(REQUIRED TASK):
Reproduce the listing below exactly. Pictures do not belong in the copy.

◇ ◇ ◇

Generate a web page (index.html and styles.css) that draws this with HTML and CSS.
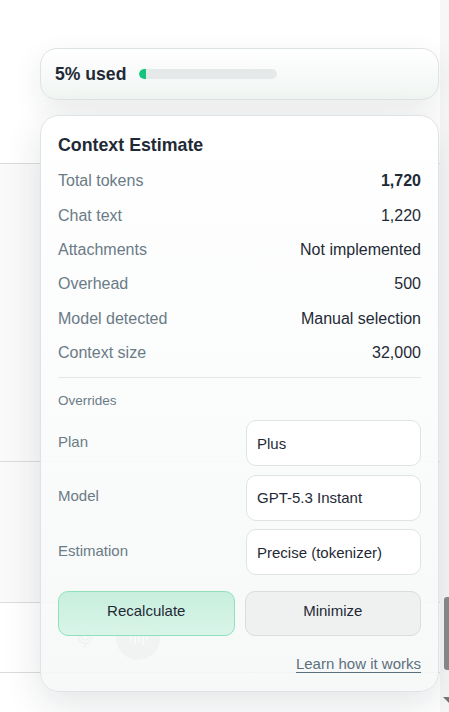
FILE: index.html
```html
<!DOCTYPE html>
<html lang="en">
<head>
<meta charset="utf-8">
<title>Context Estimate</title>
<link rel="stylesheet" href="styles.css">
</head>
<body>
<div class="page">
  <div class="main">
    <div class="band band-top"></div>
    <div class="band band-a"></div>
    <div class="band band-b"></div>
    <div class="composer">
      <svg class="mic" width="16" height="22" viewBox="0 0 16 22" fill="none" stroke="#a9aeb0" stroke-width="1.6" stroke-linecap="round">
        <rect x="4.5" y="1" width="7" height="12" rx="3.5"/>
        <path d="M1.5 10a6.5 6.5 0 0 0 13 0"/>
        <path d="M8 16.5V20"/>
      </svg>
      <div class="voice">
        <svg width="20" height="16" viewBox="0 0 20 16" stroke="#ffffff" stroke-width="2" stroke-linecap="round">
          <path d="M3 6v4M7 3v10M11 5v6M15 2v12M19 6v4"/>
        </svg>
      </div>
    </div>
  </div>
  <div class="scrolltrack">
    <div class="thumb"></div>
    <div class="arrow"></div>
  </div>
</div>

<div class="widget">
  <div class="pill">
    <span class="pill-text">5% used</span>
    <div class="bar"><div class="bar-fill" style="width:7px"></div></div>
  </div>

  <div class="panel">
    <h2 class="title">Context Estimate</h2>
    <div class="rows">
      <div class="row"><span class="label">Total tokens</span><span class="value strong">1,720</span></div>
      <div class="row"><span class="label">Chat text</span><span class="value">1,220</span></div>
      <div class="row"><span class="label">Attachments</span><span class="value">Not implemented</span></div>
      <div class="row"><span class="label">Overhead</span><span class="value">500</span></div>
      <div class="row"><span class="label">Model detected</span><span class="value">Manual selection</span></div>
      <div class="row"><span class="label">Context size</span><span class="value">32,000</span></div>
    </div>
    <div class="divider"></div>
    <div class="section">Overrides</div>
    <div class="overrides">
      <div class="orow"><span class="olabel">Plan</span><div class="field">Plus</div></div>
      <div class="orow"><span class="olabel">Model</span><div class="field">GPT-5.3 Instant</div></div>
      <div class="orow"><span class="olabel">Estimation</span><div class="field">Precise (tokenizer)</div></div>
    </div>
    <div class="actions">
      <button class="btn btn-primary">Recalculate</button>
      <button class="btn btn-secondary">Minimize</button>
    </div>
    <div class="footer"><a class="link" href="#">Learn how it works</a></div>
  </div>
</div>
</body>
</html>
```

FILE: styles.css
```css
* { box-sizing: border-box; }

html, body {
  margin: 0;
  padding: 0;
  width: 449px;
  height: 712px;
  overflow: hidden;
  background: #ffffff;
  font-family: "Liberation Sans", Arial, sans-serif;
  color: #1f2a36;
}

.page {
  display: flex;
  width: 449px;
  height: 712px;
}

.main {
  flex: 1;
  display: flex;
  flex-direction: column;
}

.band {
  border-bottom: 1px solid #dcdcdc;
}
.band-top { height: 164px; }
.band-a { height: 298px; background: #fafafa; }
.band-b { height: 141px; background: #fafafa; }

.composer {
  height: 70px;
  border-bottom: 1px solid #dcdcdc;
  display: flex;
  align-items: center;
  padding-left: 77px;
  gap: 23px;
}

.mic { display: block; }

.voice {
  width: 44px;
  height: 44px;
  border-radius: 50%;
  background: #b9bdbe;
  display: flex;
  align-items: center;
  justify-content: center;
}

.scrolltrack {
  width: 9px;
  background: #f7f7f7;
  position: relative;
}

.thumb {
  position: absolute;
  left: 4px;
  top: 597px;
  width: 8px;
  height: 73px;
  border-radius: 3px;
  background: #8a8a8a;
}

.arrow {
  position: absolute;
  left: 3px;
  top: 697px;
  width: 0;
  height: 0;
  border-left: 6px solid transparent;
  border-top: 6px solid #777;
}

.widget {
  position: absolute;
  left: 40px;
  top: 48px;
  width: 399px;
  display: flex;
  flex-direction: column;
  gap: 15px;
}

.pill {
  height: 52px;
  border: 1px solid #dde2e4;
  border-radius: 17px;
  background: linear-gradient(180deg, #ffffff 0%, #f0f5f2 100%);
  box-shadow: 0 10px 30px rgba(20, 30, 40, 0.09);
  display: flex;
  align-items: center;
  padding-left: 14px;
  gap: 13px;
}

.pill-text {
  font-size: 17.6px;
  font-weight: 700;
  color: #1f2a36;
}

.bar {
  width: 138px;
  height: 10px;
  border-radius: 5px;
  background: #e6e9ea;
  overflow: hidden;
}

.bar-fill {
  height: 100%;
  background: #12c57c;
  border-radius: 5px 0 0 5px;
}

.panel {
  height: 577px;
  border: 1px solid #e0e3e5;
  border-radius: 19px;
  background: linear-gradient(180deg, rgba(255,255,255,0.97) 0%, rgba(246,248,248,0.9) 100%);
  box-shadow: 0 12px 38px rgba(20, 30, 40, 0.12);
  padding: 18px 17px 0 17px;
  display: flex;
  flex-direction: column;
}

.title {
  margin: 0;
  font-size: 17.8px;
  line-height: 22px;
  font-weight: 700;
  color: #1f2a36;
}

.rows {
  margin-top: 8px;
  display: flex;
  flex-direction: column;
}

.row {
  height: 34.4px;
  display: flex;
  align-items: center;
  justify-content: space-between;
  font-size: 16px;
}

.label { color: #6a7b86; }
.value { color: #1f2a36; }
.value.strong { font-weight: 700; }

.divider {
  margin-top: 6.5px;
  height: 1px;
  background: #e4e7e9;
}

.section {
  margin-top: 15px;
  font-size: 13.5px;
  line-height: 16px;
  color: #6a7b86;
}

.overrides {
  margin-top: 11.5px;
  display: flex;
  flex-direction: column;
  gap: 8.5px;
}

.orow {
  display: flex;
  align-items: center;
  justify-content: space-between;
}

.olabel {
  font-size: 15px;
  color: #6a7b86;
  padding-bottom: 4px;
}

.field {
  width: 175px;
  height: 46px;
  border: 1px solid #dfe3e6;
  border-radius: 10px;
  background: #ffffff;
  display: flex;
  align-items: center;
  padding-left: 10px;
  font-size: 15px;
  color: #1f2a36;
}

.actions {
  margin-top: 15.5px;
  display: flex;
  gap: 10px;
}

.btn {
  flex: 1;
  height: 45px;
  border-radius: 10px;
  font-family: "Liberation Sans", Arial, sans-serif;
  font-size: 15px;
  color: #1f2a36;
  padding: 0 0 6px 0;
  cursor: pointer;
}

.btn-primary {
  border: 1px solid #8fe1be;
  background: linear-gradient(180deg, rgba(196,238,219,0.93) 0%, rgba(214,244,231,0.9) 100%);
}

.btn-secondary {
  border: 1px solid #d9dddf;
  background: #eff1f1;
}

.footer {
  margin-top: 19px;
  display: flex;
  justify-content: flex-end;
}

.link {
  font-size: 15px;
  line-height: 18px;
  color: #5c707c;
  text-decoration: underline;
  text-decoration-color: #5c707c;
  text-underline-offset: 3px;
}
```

◇ ◇ ◇

(ANSWER TO THIS EXERCISE):
Generate a web page (index.html and styles.css) that draws this with HTML and CSS.
FILE: index.html
```html
<!DOCTYPE html>
<html lang="en">
<head>
<meta charset="utf-8">
<title>Context Estimate</title>
<link rel="stylesheet" href="styles.css">
</head>
<body>
<div class="page">
  <div class="main">
    <div class="band band-top"></div>
    <div class="band band-a"></div>
    <div class="band band-b"></div>
    <div class="composer">
      <svg class="mic" width="16" height="22" viewBox="0 0 16 22" fill="none" stroke="#a9aeb0" stroke-width="1.6" stroke-linecap="round">
        <rect x="4.5" y="1" width="7" height="12" rx="3.5"/>
        <path d="M1.5 10a6.5 6.5 0 0 0 13 0"/>
        <path d="M8 16.5V20"/>
      </svg>
      <div class="voice">
        <svg width="20" height="16" viewBox="0 0 20 16" stroke="#ffffff" stroke-width="2" stroke-linecap="round">
          <path d="M3 6v4M7 3v10M11 5v6M15 2v12M19 6v4"/>
        </svg>
      </div>
    </div>
  </div>
  <div class="scrolltrack">
    <div class="thumb"></div>
    <div class="arrow"></div>
  </div>
</div>

<div class="widget">
  <div class="pill">
    <span class="pill-text">5% used</span>
    <div class="bar"><div class="bar-fill" style="width:7px"></div></div>
  </div>

  <div class="panel">
    <h2 class="title">Context Estimate</h2>
    <div class="rows">
      <div class="row"><span class="label">Total tokens</span><span class="value strong">1,720</span></div>
      <div class="row"><span class="label">Chat text</span><span class="value">1,220</span></div>
      <div class="row"><span class="label">Attachments</span><span class="value">Not implemented</span></div>
      <div class="row"><span class="label">Overhead</span><span class="value">500</span></div>
      <div class="row"><span class="label">Model detected</span><span class="value">Manual selection</span></div>
      <div class="row"><span class="label">Context size</span><span class="value">32,000</span></div>
    </div>
    <div class="divider"></div>
    <div class="section">Overrides</div>
    <div class="overrides">
      <div class="orow"><span class="olabel">Plan</span><div class="field">Plus</div></div>
      <div class="orow"><span class="olabel">Model</span><div class="field">GPT-5.3 Instant</div></div>
      <div class="orow"><span class="olabel">Estimation</span><div class="field">Precise (tokenizer)</div></div>
    </div>
    <div class="actions">
      <button class="btn btn-primary">Recalculate</button>
      <button class="btn btn-secondary">Minimize</button>
    </div>
    <div class="footer"><a class="link" href="#">Learn how it works</a></div>
  </div>
</div>
</body>
</html>
```

FILE: styles.css
```css
* { box-sizing: border-box; }

html, body {
  margin: 0;
  padding: 0;
  width: 449px;
  height: 712px;
  overflow: hidden;
  background: #ffffff;
  font-family: "Liberation Sans", Arial, sans-serif;
  color: #1f2a36;
}

.page {
  display: flex;
  width: 449px;
  height: 712px;
}

.main {
  flex: 1;
  display: flex;
  flex-direction: column;
}

.band {
  border-bottom: 1px solid #dcdcdc;
}
.band-top { height: 164px; }
.band-a { height: 298px; background: #fafafa; }
.band-b { height: 141px; background: #fafafa; }

.composer {
  height: 70px;
  border-bottom: 1px solid #dcdcdc;
  display: flex;
  align-items: center;
  padding-left: 77px;
  gap: 23px;
}

.mic { display: block; }

.voice {
  width: 44px;
  height: 44px;
  border-radius: 50%;
  background: #b9bdbe;
  display: flex;
  align-items: center;
  justify-content: center;
}

.scrolltrack {
  width: 9px;
  background: #f7f7f7;
  position: relative;
}

.thumb {
  position: absolute;
  left: 4px;
  top: 597px;
  width: 8px;
  height: 73px;
  border-radius: 3px;
  background: #8a8a8a;
}

.arrow {
  position: absolute;
  left: 3px;
  top: 697px;
  width: 0;
  height: 0;
  border-left: 6px solid transparent;
  border-top: 6px solid #777;
}

.widget {
  position: absolute;
  left: 40px;
  top: 48px;
  width: 399px;
  display: flex;
  flex-direction: column;
  gap: 15px;
}

.pill {
  height: 52px;
  border: 1px solid #dde2e4;
  border-radius: 17px;
  background: linear-gradient(180deg, #ffffff 0%, #f0f5f2 100%);
  box-shadow: 0 10px 30px rgba(20, 30, 40, 0.09);
  display: flex;
  align-items: center;
  padding-left: 14px;
  gap: 13px;
}

.pill-text {
  font-size: 17.6px;
  font-weight: 700;
  color: #1f2a36;
}

.bar {
  width: 138px;
  height: 10px;
  border-radius: 5px;
  background: #e6e9ea;
  overflow: hidden;
}

.bar-fill {
  height: 100%;
  background: #12c57c;
  border-radius: 5px 0 0 5px;
}

.panel {
  height: 577px;
  border: 1px solid #e0e3e5;
  border-radius: 19px;
  background: linear-gradient(180deg, rgba(255,255,255,0.97) 0%, rgba(246,248,248,0.9) 100%);
  box-shadow: 0 12px 38px rgba(20, 30, 40, 0.12);
  padding: 18px 17px 0 17px;
  display: flex;
  flex-direction: column;
}

.title {
  margin: 0;
  font-size: 17.8px;
  line-height: 22px;
  font-weight: 700;
  color: #1f2a36;
}

.rows {
  margin-top: 8px;
  display: flex;
  flex-direction: column;
}

.row {
  height: 34.4px;
  display: flex;
  align-items: center;
  justify-content: space-between;
  font-size: 16px;
}

.label { color: #6a7b86; }
.value { color: #1f2a36; }
.value.strong { font-weight: 700; }

.divider {
  margin-top: 6.5px;
  height: 1px;
  background: #e4e7e9;
}

.section {
  margin-top: 15px;
  font-size: 13.5px;
  line-height: 16px;
  color: #6a7b86;
}

.overrides {
  margin-top: 11.5px;
  display: flex;
  flex-direction: column;
  gap: 8.5px;
}

.orow {
  display: flex;
  align-items: center;
  justify-content: space-between;
}

.olabel {
  font-size: 15px;
  color: #6a7b86;
  padding-bottom: 4px;
}

.field {
  width: 175px;
  height: 46px;
  border: 1px solid #dfe3e6;
  border-radius: 10px;
  background: #ffffff;
  display: flex;
  align-items: center;
  padding-left: 10px;
  font-size: 15px;
  color: #1f2a36;
}

.actions {
  margin-top: 15.5px;
  display: flex;
  gap: 10px;
}

.btn {
  flex: 1;
  height: 45px;
  border-radius: 10px;
  font-family: "Liberation Sans", Arial, sans-serif;
  font-size: 15px;
  color: #1f2a36;
  padding: 0 0 6px 0;
  cursor: pointer;
}

.btn-primary {
  border: 1px solid #8fe1be;
  background: linear-gradient(180deg, rgba(196,238,219,0.93) 0%, rgba(214,244,231,0.9) 100%);
}

.btn-secondary {
  border: 1px solid #d9dddf;
  background: #eff1f1;
}

.footer {
  margin-top: 19px;
  display: flex;
  justify-content: flex-end;
}

.link {
  font-size: 15px;
  line-height: 18px;
  color: #5c707c;
  text-decoration: underline;
  text-decoration-color: #5c707c;
  text-underline-offset: 3px;
}
```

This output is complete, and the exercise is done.